Mit anderen Worten: Man muss den Referenztarif des Heimkantons kennen. Dumm nur, dass gewisse Kantone ihre Referenzpreise bewusst unter den effektiv angewandten Tarifen angesetzt haben. Sie wollen verhindern, dass sich die Prämienzahler ausserhalb ihres Kantons behandeln lassen. Derzeit laufen in Bundesbern Bemühungen, dieses Tun zu unterbinden.

Doch selbst bei korrekten Referenzpreisen ist das Problem nicht gelöst. Wer kennt schon den Referenztarif seines Kantons? Wo kann man ihn einsehen? Das Bundesamt für Gesundheit (BAG) verfügt nicht über eine entsprechende Übersicht.

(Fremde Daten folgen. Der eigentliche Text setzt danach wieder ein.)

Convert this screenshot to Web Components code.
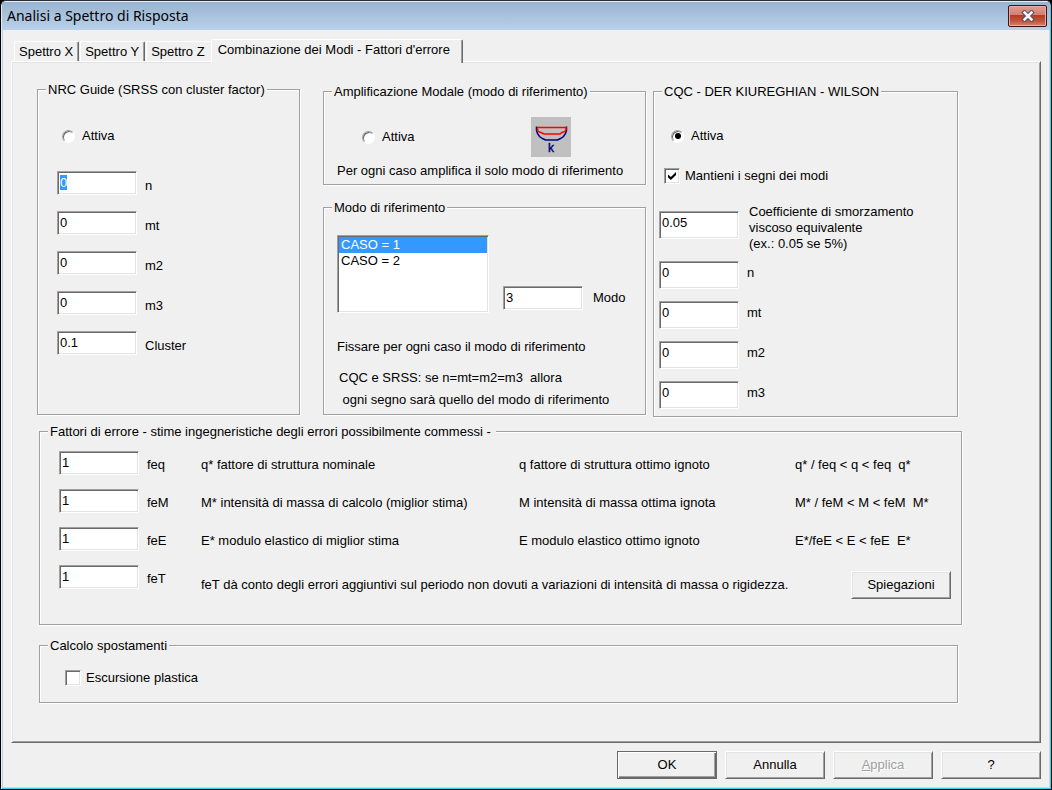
<!DOCTYPE html>
<html lang="it">
<head>
<meta charset="utf-8">
<title>Analisi a Spettro di Risposta</title>
<style>
  html { background: #000; }
  body {
    margin: 0;
    font: 13px/16px "Liberation Sans", Arial, sans-serif;
    color: #000;
    --face: #f0f0f0;
    --light: #fff;
    --soft: #e3e3e3;
    --shade: #a0a0a0;
    --dark: #696969;
    --accent: #3399ff;
  }
</style>
</head>
<body>
<spectrum-dialog></spectrum-dialog>

<script>
  const define = (name, html, setup) => {
    const template = document.createElement('template');
    template.innerHTML = html;
    customElements.define(name, class extends HTMLElement {
      constructor() {
        super();
        this.attachShadow({ mode: 'open' }).append(template.content.cloneNode(true));
      }
      connectedCallback() { if (setup) setup(this, this.shadowRoot); }
    });
  };

  /* Push button with a classic raised edge */
  define('push-button', `
    <style>
      :host { display: block; width: 100px; flex: none; }
      button {
        box-sizing: border-box; width: 100%; height: 28px; padding: 0; margin: 0;
        font: inherit; color: #000; background: var(--face);
        border: 1px solid; border-color: var(--light) var(--dark) var(--dark) var(--light);
        border-radius: 0;
        box-shadow: inset 1px 1px 0 var(--soft), inset -1px -1px 0 var(--shade);
      }
      :host([primary]) button {
        border-color: var(--dark);
        box-shadow: inset 1px 1px 0 var(--light), inset -1px -1px 0 var(--dark), inset -2px -2px 0 var(--shade);
      }
      button:disabled { color: var(--shade); text-shadow: 1px 1px 0 var(--light); }
      ::slotted(u) { text-decoration: underline; }
    </style>
    <button type="button"><slot></slot></button>`,
    (host, root) => { root.querySelector('button').disabled = host.hasAttribute('disabled'); });

  /* Etched frame with a caption */
  define('group-box', `
    <style>
      :host { display: flex; flex-direction: column; }
      fieldset {
        flex: 1; margin: 0; padding: 0; min-width: 0;
        border: 1px solid var(--shade);
        box-shadow: 1px 1px 0 var(--light), inset 1px 1px 0 var(--light);
      }
      legend { margin-left: 8px; padding: 2px 2px 0; background: var(--face); white-space: pre; }
    </style>
    <fieldset><legend></legend><slot></slot></fieldset>`,
    (host, root) => { root.querySelector('legend').textContent = host.getAttribute('caption'); });

  /* Sunken text box followed by its label */
  define('value-field', `
    <style>
      :host { display: flex; align-items: flex-start; }
      input {
        box-sizing: border-box; width: 80px; height: var(--field-height, 24px); flex: none;
        margin: 0; padding: 2px 2px calc(var(--field-height, 24px) - 20px);
        font: inherit; line-height: 16px; color: #000; background: #fff;
        border: 1px solid; border-color: var(--shade) var(--light) var(--light) var(--shade);
        border-radius: 0; outline: none;
        box-shadow: inset 1px 1px 0 var(--dark), inset -1px -1px 0 var(--soft);
      }
      input::selection { background: var(--accent); color: #fff; }
      label { padding: var(--label-drop, 7px) 0 0 var(--label-gap, 8px); white-space: pre-line; }
      :host([multiline]) input { margin-top: 7px; }
      :host([multiline]) label { padding: 0 0 0 10px; }
    </style>
    <input id="box" type="text"><label for="box"></label>`,
    (host, root) => {
      const box = root.querySelector('input');
      box.value = host.getAttribute('value');
      root.querySelector('label').textContent = host.getAttribute('label');
      if (host.hasAttribute('selected')) { box.focus(); box.select(); }
    });

  define('radio-option', `
    <style>
      :host { display: block; }
      label { display: flex; align-items: center; gap: 7px; }
      input {
        appearance: none; box-sizing: border-box; width: 13px; height: 13px; margin: 0;
        border: 1px solid; border-color: var(--shade) var(--light) var(--light) var(--shade);
        border-radius: 50%; background: #fff;
        box-shadow: inset 1px 1px 0 var(--dark);
        display: grid; place-items: center; outline: none;
      }
      input:checked::before { content: ""; width: 6px; height: 6px; border-radius: 50%; background: #000; }
    </style>
    <label><input type="radio" name="metodo"><slot></slot></label>`,
    (host, root) => { root.querySelector('input').checked = host.hasAttribute('checked'); });

  define('check-option', `
    <style>
      :host { display: block; }
      label { display: flex; align-items: center; gap: 5px; }
      input {
        appearance: none; box-sizing: border-box; width: 16px; height: 16px; margin: 0;
        border: 1px solid; border-color: var(--shade) var(--light) var(--light) var(--shade);
        background: #fff; outline: none;
        box-shadow: inset 1px 1px 0 var(--dark), inset -1px -1px 0 var(--soft);
        display: grid; place-items: center;
      }
      input:checked::before {
        content: ""; width: 8px; height: 8px; background: #000;
        clip-path: polygon(0 30%, 36% 62%, 100% 0, 100% 38%, 36% 100%, 0 68%);
      }
    </style>
    <label><input type="checkbox"><slot></slot></label>`,
    (host, root) => { root.querySelector('input').checked = host.hasAttribute('checked'); });

  /* Mode-shape picture: deflected beam with the k symbol */
  define('mode-picture', `
    <style>
      :host { display: block; width: 40px; height: 40px; background: #c0c0c0; }
      svg { display: block; }
      text { font: 12px "Liberation Sans", Arial, sans-serif; }
    </style>
    <svg width="40" height="40" viewBox="0 0 40 40" fill="none" aria-hidden="true">
      <path d="M5.500 9.500v4l1 3 2 3 3 2 3 1.500h12l3-1.500 3-2 2-3 1-3v-4" stroke="#000080" stroke-width="1.500"/>
      <path d="M6 10.500h29v2l-1 2-3 1-2 1.500H13l-3-1.500-3-1-.500-3" stroke="#ff0000" stroke-width="1.500"/>
      <text x="17" y="35" fill="#000080" stroke="#000080" stroke-width=".4">k</text>
    </svg>`);

  define('case-list', `
    <style>
      :host { display: block; width: 152px; flex: none; }
      select {
        box-sizing: border-box; display: block; width: 100%; height: 78px; margin: 0; padding: 1px;
        font: inherit; color: #000; background: #fff; overflow: hidden;
        border: 1px solid; border-color: var(--shade) var(--light) var(--light) var(--shade);
        border-radius: 0; outline: none;
        box-shadow: inset 1px 1px 0 var(--dark), inset -1px -1px 0 var(--soft);
      }
      option { padding: 0 2px; height: 16px; min-height: 16px; line-height: 16px; }
      option:checked {
        background: linear-gradient(var(--accent), var(--accent));
        color: #fff; -webkit-text-fill-color: #fff;
      }
    </style>
    <select size="4" aria-label="Caso">
      <option selected>CASO = 1</option>
      <option>CASO = 2</option>
    </select>`);

  /* One line of the error-factor table: field, two descriptions, inequality */
  define('error-factor', `
    <style>
      :host { display: grid; grid-template-columns: 142px 318fr 276fr 156fr; --label-drop: 6px; }
      ::slotted(span) { padding-top: var(--label-drop); white-space: pre; }
      ::slotted(.note) {
        grid-column: 2 / -1; display: flex; align-items: center;
        justify-content: space-between; padding-top: 6px;
      }
    </style>
    <value-field></value-field><slot></slot>`,
    (host, root) => {
      const field = root.querySelector('value-field');
      field.shadowRoot.querySelector('label').textContent = host.getAttribute('label');
      field.shadowRoot.querySelector('input').value = host.getAttribute('value');
    });

  define('title-bar', `
    <style>
      :host {
        display: flex; align-items: center; justify-content: space-between;
        height: 28px; padding: 0 3px 0 5px;
        background: linear-gradient(#99b4d1, #b9d1ea);
      }
      h1 { margin: 0; font: 14px/20px "Noto Sans", "Open Sans", sans-serif; }
      button {
        box-sizing: border-box; width: 39px; height: 22px; margin: 0; padding: 0;
        display: grid; place-items: center;
        border: 1px solid #43101c; border-radius: 2px;
        background: linear-gradient(#e39d92 0, #d27f72 45%, #b23c22 46%, #c4533b 75%, #d48573 100%);
        box-shadow: inset 0 0 0 1px #e4aca3;
      }
    </style>
    <h1><slot></slot></h1>
    <button type="button" aria-label="Chiudi">
      <svg width="14" height="12" viewBox="0 0 14 12" fill="none" stroke-linecap="square" aria-hidden="true">
        <path d="M3.500 2.500l7 7M10.500 2.500l-7 7" stroke="#4c4f63" stroke-width="4.500"/>
        <path d="M3.500 2.500l7 7M10.500 2.500l-7 7" stroke="#f4f4f4" stroke-width="2.500"/>
      </svg>
    </button>`);

  define('tab-strip', `
    <style>
      :host { display: flex; align-items: flex-end; padding-left: 3px; }
      button {
        height: 20px; margin: 0 1px 0 0; padding: 0 5px 0 4px; font: inherit; color: #000;
        background: var(--face); border: 1px solid; white-space: nowrap;
        border-color: var(--light) var(--dark) transparent var(--light);
        border-bottom: 0; border-radius: 2px 2px 0 0;
        box-shadow: inset -1px 0 0 var(--shade);
      }
      button:nth-of-type(3) { border-right-color: transparent; box-shadow: none; margin-right: 0; }
      button[aria-selected="true"] {
        position: relative; height: 24px; margin-bottom: -2px; padding: 0 12px 4px 6px;
      }
    </style>
    <button type="button" role="tab">Spettro X</button>
    <button type="button" role="tab">Spettro Y</button>
    <button type="button" role="tab">Spettro Z</button>
    <button type="button" role="tab" aria-selected="true">Combinazione dei Modi - Fattori d'errore</button>`,
    host => host.setAttribute('role', 'tablist'));

  define('spectrum-dialog', `
    <style>
      :host {
        display: flex; flex-direction: column; box-sizing: border-box; min-height: 100vh;
        border: 1px solid #000; border-top-color: #2c2c34; border-radius: 6px 6px 0 0;
        background: var(--face); overflow: hidden;
        box-shadow: inset 1px 1px 0 #e4eef8, inset -1px -1px 0 #35d4f0, inset 2px 0 0 #b9d1ea, inset -2px -2px 0 #c8d8e8;
      }
      title-bar { margin: 1px 1px 9px; }
      main { display: flex; flex-direction: column; flex: 1; padding: 0 10px; }
      .panel {
        flex: 1; padding: 18px 78px 35px 25px;
        border: 1px solid; border-color: var(--light) var(--dark) var(--dark) var(--light);
        box-shadow: inset 1px 1px 0 var(--soft), inset -1px -1px 0 var(--shade);
      }
      .methods {
        display: grid; grid-template-columns: 263fr 353fr 305fr;
        margin: 0 4px 5px 0;
      }
      .srss { margin: 0 0 2px; }
      .modal { margin: 2px 7px 2px 23px; display: flex; flex-direction: column; gap: 13px; }
      .modal group-box:last-child { flex: 1; }
      .cqc { margin-top: 2px; --field-height: 28px; --label-drop: 4px; }
      .stack { display: flex; flex-direction: column; }
      .srss .stack { padding: 30px 19px 19px; gap: 16px; }
      .srss radio-option { padding: 0 5px 11px; }
      .amplify { padding: 17px 13px 5px; gap: 6px; }
      .amplify .row { display: flex; align-items: center; justify-content: space-between; padding: 0 61px 0 25px; }
      .reference { padding: 19px 13px 3px; }
      .reference .row { display: flex; align-items: flex-end; gap: 14px; margin-bottom: 26px; --label-drop: 4px; --label-gap: 10px; }
      .reference value-field { padding-bottom: 3px; }
      .hint { padding: 12px 0 0 2px; line-height: 22px; }
      .cqc .stack { padding: 28px 5px 7px; gap: 12px; }
      .cqc radio-option { padding: 0 12px 12px; }
      .cqc check-option { padding: 0 5px 8px; }
      .cqc value-field[multiline] { margin-bottom: -3px; }
      .errors { margin-left: 2px; }
      .errors .stack { padding: 11px 10px 25px 19px; gap: 14px; }
      .shift { margin: 11px 4px 0 2px; }
      .shift .stack { padding: 16px 25px; }
      footer { display: flex; justify-content: flex-end; gap: 8px; padding: 8px 0 10px; }
      p { margin: 0; white-space: pre; }
    </style>
    <title-bar>Analisi a Spettro di Risposta</title-bar>
    <main>
      <tab-strip></tab-strip>
      <section class="panel" role="tabpanel">
        <div class="methods">
          <group-box class="srss" caption="NRC Guide (SRSS con cluster factor)">
            <div class="stack">
              <radio-option>Attiva</radio-option>
              <value-field label="n" value="0" selected></value-field>
              <value-field label="mt" value="0"></value-field>
              <value-field label="m2" value="0"></value-field>
              <value-field label="m3" value="0"></value-field>
              <value-field label="Cluster" value="0.1"></value-field>
            </div>
          </group-box>
          <div class="modal">
            <group-box caption="Amplificazione Modale (modo di riferimento)">
              <div class="stack amplify">
                <div class="row"><radio-option>Attiva</radio-option><mode-picture></mode-picture></div>
                <p>Per ogni caso amplifica il solo modo di riferimento</p>
              </div>
            </group-box>
            <group-box caption="Modo di riferimento">
              <div class="stack reference">
                <div class="row"><case-list></case-list><value-field label="Modo" value="3"></value-field></div>
                <p>Fissare per ogni caso il modo di riferimento</p>
                <p class="hint">CQC e SRSS: se n=mt=m2=m3  allora
 ogni segno sarà quello del modo di riferimento</p>
              </div>
            </group-box>
          </div>
          <group-box class="cqc" caption="CQC - DER KIUREGHIAN - WILSON">
            <div class="stack">
              <radio-option checked>Attiva</radio-option>
              <check-option checked>Mantieni i segni dei modi</check-option>
              <value-field multiline label="Coefficiente di smorzamento&#10;viscoso equivalente&#10;(ex.: 0.05 se 5%)" value="0.05"></value-field>
              <value-field label="n" value="0"></value-field>
              <value-field label="mt" value="0"></value-field>
              <value-field label="m2" value="0"></value-field>
              <value-field label="m3" value="0"></value-field>
            </div>
          </group-box>
        </div>
        <group-box class="errors" caption="Fattori di errore - stime ingegneristiche degli errori possibilmente commessi - ">
          <div class="stack">
            <error-factor label="feq" value="1">
              <span>q* fattore di struttura nominale</span>
              <span>q fattore di struttura ottimo ignoto</span>
              <span>q* / feq &lt; q &lt; feq  q*</span>
            </error-factor>
            <error-factor label="feM" value="1">
              <span>M* intensità di massa di calcolo (miglior stima)</span>
              <span>M intensità di massa ottima ignota</span>
              <span>M* / feM &lt; M &lt; feM  M*</span>
            </error-factor>
            <error-factor label="feE" value="1">
              <span>E* modulo elastico di miglior stima</span>
              <span>E modulo elastico ottimo ignoto</span>
              <span>E*/feE &lt; E &lt; feE  E*</span>
            </error-factor>
            <error-factor label="feT" value="1">
              <div class="note">
                <span>feT dà conto degli errori aggiuntivi sul periodo non dovuti a variazioni di intensità di massa o rigidezza.</span>
                <push-button>Spiegazioni</push-button>
              </div>
            </error-factor>
          </div>
        </group-box>
        <group-box class="shift" caption="Calcolo spostamenti">
          <div class="stack"><check-option>Escursione plastica</check-option></div>
        </group-box>
      </section>
      <footer>
        <push-button primary>OK</push-button>
        <push-button>Annulla</push-button>
        <push-button disabled><u>A</u>pplica</push-button>
        <push-button>?</push-button>
      </footer>
    </main>`);
</script>
</body>
</html>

Und selbst wenn ich die Referenztarife in Erfahrung bringe, nützt mir das bei Vertragsschluss wenig. Die Tarife ändern von Jahr zu Jahr.

Die Krankenkassen, die diese unnötige Versicherung verkaufen, werden einwenden, dass diese Produkte noch andere Zusatzleistungen beinhalten: etwa einen Beitrag an Bade- und Erholungskuren, an Brillen und Kontaktlinsen oder eine bessere Deckung für Spitalaufenthalte im Ausland. All das ist «nice to have», keineswegs aber zwingend.

Wie wir gesehen haben, weiss man nicht, ob eine Behandlung im ausserkantonalen Spital von der Grundversicherung vollends gedeckt ist. Sicher ist sicher, scheinen sich ganz viele zu sagen, und versichern sich für die «Allgemeine Abteilung ganze Schweiz». Offenbar auch ganz viele, die in einem Universitätskanton wohnen. Schliesslich kostet die Versicherung nur ein paar Franken pro Monat.

Der Finanzchef einer Krankenkasse sagte mir einmal, die Zusatzversicherung «Allgemeine Abteilung ganze Schweiz» sei für die Krankenkasse trotz der tiefen Prämie ein gutes Geschäft: «Jeder hat sie, keiner braucht sie.»